Charles Livingstone Allen (1913 – August 30, 2005) was an American ordained United Methodist minister most notable for his work as a Pastor.

Born in Newborn, Georgia, he ministered around the state, including 1948 to 1960 at Grace United Methodist in Atlanta. During his tenure at Grace, it became the largest congregation in Georgia.  In 1960, he moved to Houston, Texas where he served at First United Methodist until 1983.  While at First Methodist, it became the largest Methodist congregation in the world at 12,000 members.
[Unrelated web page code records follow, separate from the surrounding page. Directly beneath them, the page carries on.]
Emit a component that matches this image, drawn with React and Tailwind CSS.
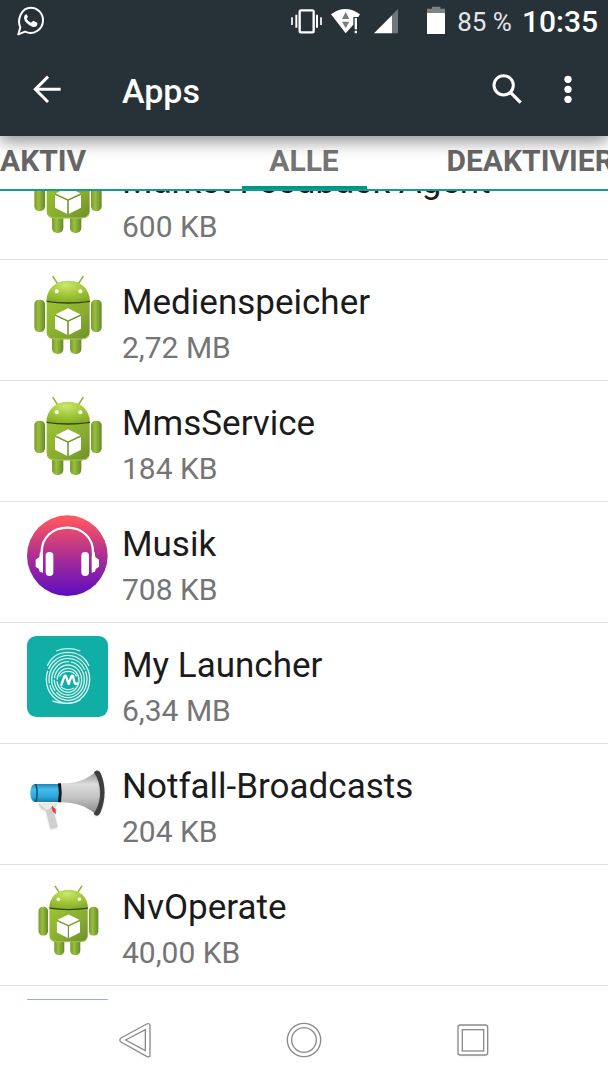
import React from "react";

function AndroidIcon({ className }) {
  return (
    <svg viewBox="21 22 243 243" className={className} aria-hidden="true">
      <defs>
        <linearGradient id="body" x1="0" y1="0" x2="1" y2="1">
          <stop offset="0" stopColor="#9bc431" />
          <stop offset="0.6" stopColor="#87ab30" />
          <stop offset="1" stopColor="#6c8f28" />
        </linearGradient>
        <linearGradient id="limb" x1="0" y1="0" x2="1" y2="0">
          <stop offset="0" stopColor="#7a9a30" />
          <stop offset="0.4" stopColor="#98bf3c" />
          <stop offset="1" stopColor="#67882a" />
        </linearGradient>
        <radialGradient id="head" cx="0.45" cy="0.2" r="0.8">
          <stop offset="0" stopColor="#cbe672" />
          <stop offset="0.5" stopColor="#a4cb39" />
          <stop offset="1" stopColor="#85ac28" />
        </radialGradient>
      </defs>
      <path d="M99 33l13 20M189 33l-13 20" stroke="#8fb53a" strokeWidth="5" strokeLinecap="round" />
      <rect x="96" y="205" width="34" height="60" rx="15" fill="url(#limb)" />
      <rect x="150" y="205" width="34" height="60" rx="15" fill="url(#limb)" />
      <rect x="43" y="102" width="32" height="97" rx="14" fill="url(#limb)" />
      <rect x="213" y="102" width="32" height="97" rx="14" fill="url(#limb)" />
      <path d="M80 109h129v90q0 22-22 22h-85q-22 0-22-22z" fill="url(#body)" />
      <path d="M84 209q6 11 22 11h78q16 0 22-11" fill="none" stroke="#a9cc55" strokeWidth="3" />
      <path d="M79 106C81 67 107 45 144 45s64 22 66 61q-66 11-131 0z" fill="url(#head)" />
      <path d="M80 107q64 10 130 0" fill="none" stroke="#32440e" strokeWidth="4" />
      <circle cx="110" cy="77" r="6" fill="#fff" />
      <circle cx="181" cy="77" r="6" fill="#fff" />
      <path d="M144 128l37 18-37 18-37-18z" fill="#fff" />
      <path d="M105 149l37 18v41l-37-19zM183 149l-37 18v41l37-19z" fill="#fff" />
      <path d="M105 149l39 18 39-18M144 167v41" fill="none" stroke="#718d36" strokeWidth="3" />
    </svg>
  );
}

function MusicIcon({ className }) {
  return (
    <svg viewBox="21 30 243 243" className={className} aria-hidden="true">
      <defs>
        <linearGradient id="music" x1="0" y1="0" x2="0" y2="1">
          <stop offset="0.04" stopColor="#ff565f" />
          <stop offset="0.5" stopColor="#ac2f92" />
          <stop offset="1" stopColor="#5d0cc2" />
        </linearGradient>
      </defs>
      <circle cx="142" cy="152" r="121" fill="url(#music)" />
      <path d="M65 160v-18C65 96 99 68 142 68s77 28 77 74v18" fill="none" stroke="#fff" strokeWidth="7" />
      <path d="M69 155v48l-10-3-2-8-10-7v-21l11-8 2-16zM215 155v48l10-3 2-8 10-7v-21l-11-8-2-16z" fill="#fff" />
      <rect x="77" y="141" width="23" height="72" rx="11" fill="#fff" />
      <rect x="184" y="141" width="23" height="72" rx="11" fill="#fff" />
    </svg>
  );
}

function LauncherIcon({ className }) {
  return (
    <svg viewBox="21 18 243 243" className={className} aria-hidden="true">
      <rect x="21" y="18" width="243" height="243" rx="28" fill="#10aea5" />
      <g fill="none" stroke="#d5f2ec" strokeWidth="4">
        <path d="M108 63q36-14 73 0" />
        <path d="M82 108C94 80 118 67 144 67s51 13 63 41" />
        <path d="M97 213q46 16 84-3" />
        <ellipse cx="144" cy="148" rx="65" ry="72" strokeDasharray="240 6" />
        <ellipse cx="144" cy="148" rx="57" ry="63" strokeDasharray="170 5" />
        <ellipse cx="144" cy="149" rx="49" ry="54" strokeDasharray="120 5" />
        <ellipse cx="144" cy="150" rx="41" ry="45" strokeDasharray="135 5" />
        <ellipse cx="144" cy="151" rx="33" ry="36" strokeDasharray="105 5" />
        <path d="M119 139c5-10 14-15 26-15 12 0 20 6 25 15M122 170c9 10 27 12 40 4" />
      </g>
      <path
        d="M124 165l9-26q3-4 5 0l8 23 8-23q3-4 5 0l5 20q3 6 8 1"
        fill="none"
        stroke="#fff"
        strokeWidth="7"
        strokeLinecap="round"
        strokeLinejoin="round"
      />
    </svg>
  );
}

function MegaphoneIcon({ className }) {
  return (
    <svg viewBox="21 6 243 243" className={className} aria-hidden="true">
      <defs>
        <linearGradient id="horn" x1="0" y1="0" x2="0" y2="1">
          <stop offset="0" stopColor="#8f8f8f" />
          <stop offset="0.3" stopColor="#dcdcdc" />
          <stop offset="0.6" stopColor="#c4c4c4" />
          <stop offset="1" stopColor="#858585" />
        </linearGradient>
        <linearGradient id="barrel" x1="0" y1="0" x2="0" y2="1">
          <stop offset="0" stopColor="#2587b5" />
          <stop offset="0.3" stopColor="#43bdea" />
          <stop offset="0.7" stopColor="#2aa7dc" />
          <stop offset="1" stopColor="#1c7eaa" />
        </linearGradient>
      </defs>
      <path
        d="M54 145h60l-15 16 14 53q-3 7-22 7l-14-55-12-4z"
        fill="#cfcfcf"
        className="drop-shadow-md"
      />
      <path d="M56 145h60l-17 10-20 10z" fill="#eaeaea" />
      <path d="M97 152q2 6 10 10l1 16-9-8-5-12z" fill="#ee3d3a" />
      <path d="M43 87h76v54H43q-12-5-12-27t12-27z" fill="url(#barrel)" />
      <path d="M45 87q8 27 0 54h5q7-27 0-54z" fill="#17506b" />
      <path d="M123 85c42 1 78-10 106-37q24 67 0 132c-28-27-64-38-106-38z" fill="url(#horn)" />
      <path d="M114 85h9q4 28 0 57h-9q5-28 0-57z" fill="#151515" />
      <path
        d="M222 52c7-8 16-7 21 5 15 36 14 78-1 114-5 13-14 14-21 5 25-35 26-88 1-124z"
        fill="#3e3e3e"
        className="drop-shadow-md"
      />
    </svg>
  );
}

function BlueIcon({ className }) {
  return <div className={`bg-[#8fb0ee] ${className}`} />;
}

const apps = [
  { name: "Market Feedback Agent", size: "600 KB", Icon: AndroidIcon },
  { name: "Medienspeicher", size: "2,72 MB", Icon: AndroidIcon },
  { name: "MmsService", size: "184 KB", Icon: AndroidIcon },
  { name: "Musik", size: "708 KB", Icon: MusicIcon },
  { name: "My Launcher", size: "6,34 MB", Icon: LauncherIcon },
  { name: "Notfall-Broadcasts", size: "204 KB", Icon: MegaphoneIcon },
  { name: "NvOperate", size: "40,00 KB", Icon: AndroidIcon, small: true },
  { name: "", size: "", Icon: BlueIcon },
];

function StatusBar() {
  return (
    <div className="flex h-11 items-center pl-[17px] pr-[10px]">
      <svg viewBox="51 18 81 96" className="h-8 w-[27px]" fill="none" aria-label="WhatsApp">
        <path
          d="M55 103l6-21C50 58 65 23 92 23c21 0 37 17 37 38 0 28-29 46-54 34z"
          stroke="#fff"
          strokeWidth="6"
          strokeLinejoin="round"
        />
        <path
          d="M78 43q-7 3-6 12 3 16 25 25 12 3 15-6v-6l-12-6-7 6q-9-4-13-12l4-6-5-8z"
          fill="#fff"
        />
      </svg>

      <div className="ml-auto flex items-center">
        {/* Vibration */}
        <svg viewBox="33 18 93 96" className="h-8 w-[31px]" fill="none" stroke="#fff">
          <rect x="59" y="31" width="42" height="66" rx="4" strokeWidth="7" />
          <path d="M49 44v39M111 44v39" strokeWidth="6" />
          <path d="M36 52v23M123 52v23" strokeWidth="5" />
        </svg>
        {/* Wifi */}
        <svg viewBox="153 18 87 96" className="ml-[9px] h-8 w-[29px]">
          <path d="M153 43q43-32 87 0l-5 8h-15v23l-23 26z" fill="#fff" />
          <path d="M197 36l11 21h-22zM186 65h22l-11 20z" fill="#7b7f81" />
          <path d="M224 54h7v34h-7zM224 92h7v8h-7z" fill="#fff" />
        </svg>
        {/* Signal */}
        <svg viewBox="282 18 72 96" className="ml-[14px] h-8 w-6">
          <path d="M336 45v55h18V27z" fill="#70777a" />
          <path d="M282 100l54-54v54z" fill="#fff" />
        </svg>
        {/* Battery */}
        <svg viewBox="441 18 54 96" className="ml-[29px] h-8 w-[18px]">
          <path d="M456 20h25v6h14v14h-54V26h15z" fill="#7d8386" />
          <path d="M441 39h54v63h-54z" fill="#fff" />
        </svg>
        <span className="ml-3 text-[26px] leading-8 text-[#e4e6e7]">85 %</span>
        <span className="ml-[10px] text-[30px] font-medium leading-8 text-white">10:35</span>
      </div>
    </div>
  );
}

function AppBar() {
  return (
    <div className="flex h-[92px] items-center pb-[2px] pl-[33px] pr-[33px]">
      <button aria-label="Zurück" className="w-[89px]">
        <svg viewBox="100 222 84 90" className="h-[30px] w-7" fill="none" stroke="#fff" strokeWidth="9">
          <path d="M145 230l-38 38 38 38M106 268h77" />
        </svg>
      </button>
      <h1 className="pt-1 text-[34px] font-medium leading-10 text-white">Apps</h1>
      <button aria-label="Suchen" className="ml-auto">
        <svg viewBox="632 222 90 90" className="size-[30px]" fill="none" stroke="#fff">
          <circle cx="667" cy="256" r="29" strokeWidth="9" />
          <path d="M688 278l30 30" strokeWidth="10" />
        </svg>
      </button>
      <button aria-label="Weitere Optionen" className="ml-[39px]">
        <svg viewBox="841 222 42 90" className="h-[30px] w-[14px]" fill="#fff">
          <circle cx="862" cy="238" r="11" />
          <circle cx="862" cy="268" r="11" />
          <circle cx="862" cy="298" r="11" />
        </svg>
      </button>
    </div>
  );
}

function Tabs() {
  return (
    <nav className="grid h-[55px] shrink-0 grid-cols-[minmax(0,1fr)_125px_minmax(0,1fr)] border-b-2 border-[#179b8c] text-[30px] font-bold leading-[48px] text-[#666]">
      <button className="overflow-hidden whitespace-nowrap border-b-3 border-transparent text-left">
        AKTIV
      </button>
      <button className="border-b-3 border-[#009688] text-[#757575]">ALLE</button>
      <button className="overflow-hidden whitespace-nowrap border-b-3 border-transparent pl-20 text-left">
        DEAKTIVIERT
      </button>
    </nav>
  );
}

function AppRow({ name, size, Icon, small }) {
  return (
    <li className="flex h-[121px] gap-[14px] border-b border-[#e0e0e0] pl-[27px] pt-[13px]">
      <div className="flex size-[81px] shrink-0 items-center justify-center">
        <Icon className={small ? "size-[72px]" : "size-[81px]"} />
      </div>
      <div className="pt-2">
        <p className="text-[35px] leading-[44px] text-[#1b1b1b]">{name}</p>
        <p className="text-[30px] leading-[46px] text-[#757575]">{size}</p>
      </div>
    </li>
  );
}

function NavBar() {
  return (
    <footer className="flex h-20 shrink-0 items-center justify-center gap-[133px] bg-white">
      <button aria-label="Zurück">
        <svg viewBox="49 64 108 108" className="size-9 drop-shadow-xs" fill="#fff" stroke="#8c8c8c" strokeWidth="4">
          <path d="M61 112l77-42q10-4 10 5v88q0 8-10 4l-77-43q-7-6 0-12z" />
          <path d="M75 118l59-31v63z" />
        </svg>
      </button>
      <button aria-label="Startseite">
        <svg viewBox="558 64 108 108" className="size-9 drop-shadow-xs" fill="#fff" stroke="#8c8c8c" strokeWidth="4">
          <circle cx="612" cy="118" r="50" />
          <circle cx="612" cy="118" r="37" />
        </svg>
      </button>
      <button aria-label="Übersicht">
        <svg viewBox="1065 64 108 108" className="size-9 drop-shadow-xs" fill="#fff" stroke="#8c8c8c" strokeWidth="4">
          <rect x="1074" y="73" width="89" height="90" rx="7" />
          <rect x="1087" y="87" width="64" height="64" />
        </svg>
      </button>
    </footer>
  );
}

export default function App() {
  return (
    <div className="flex h-screen flex-col overflow-hidden bg-white font-[Roboto,sans-serif]">
      {/* Header */}
      <header className="relative z-10 shrink-0 bg-[#273238] shadow-[0_5px_16px_rgba(0,0,0,0.45)]">
        <StatusBar />
        <AppBar />
      </header>

      <Tabs />

      {/* App list, scrolled so the first row is partly hidden */}
      <main className="min-h-0 flex-1 overflow-hidden">
        <ul className="-mt-[52px]">
          {apps.map((app) => (
            <AppRow key={app.name} {...app} />
          ))}
        </ul>
      </main>

      <NavBar />
    </div>
  );
}
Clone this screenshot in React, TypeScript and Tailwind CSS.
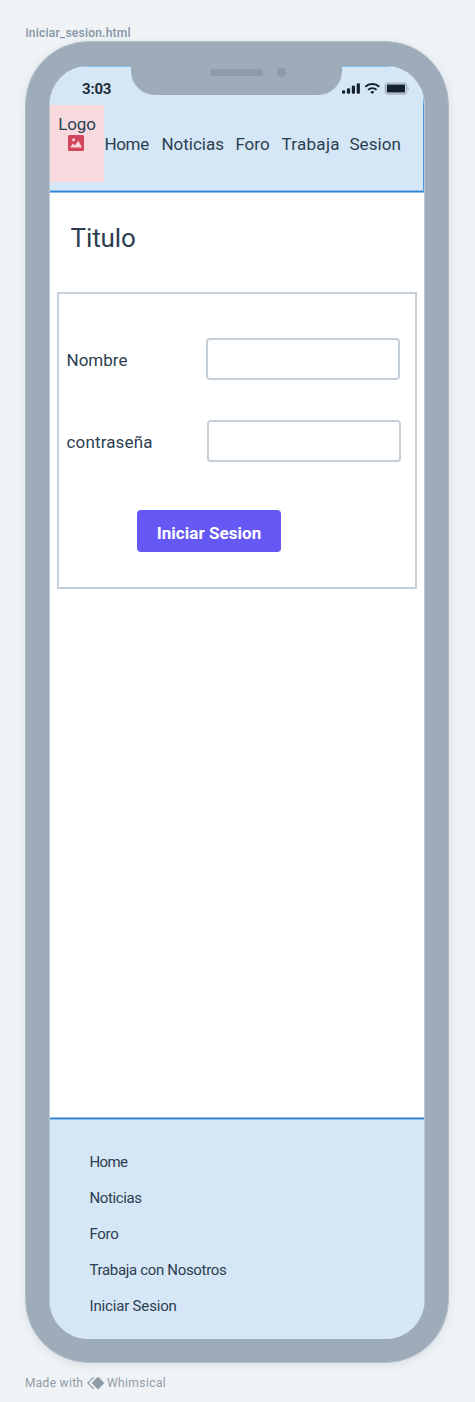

Allen was also a columnist for the Atlanta Journal and Atlanta Constitution during the 1950s and after that for the Houston Chronicle. He also authored inspirational books, including God's Psychiatry and All Things Are Possible Through Prayer: The Faith-Filled Guidebook That Can Change Your Life. He pioneered American TV ministries with his WSB-Channel 2 Atlanta Sunday night services beginning in 1956.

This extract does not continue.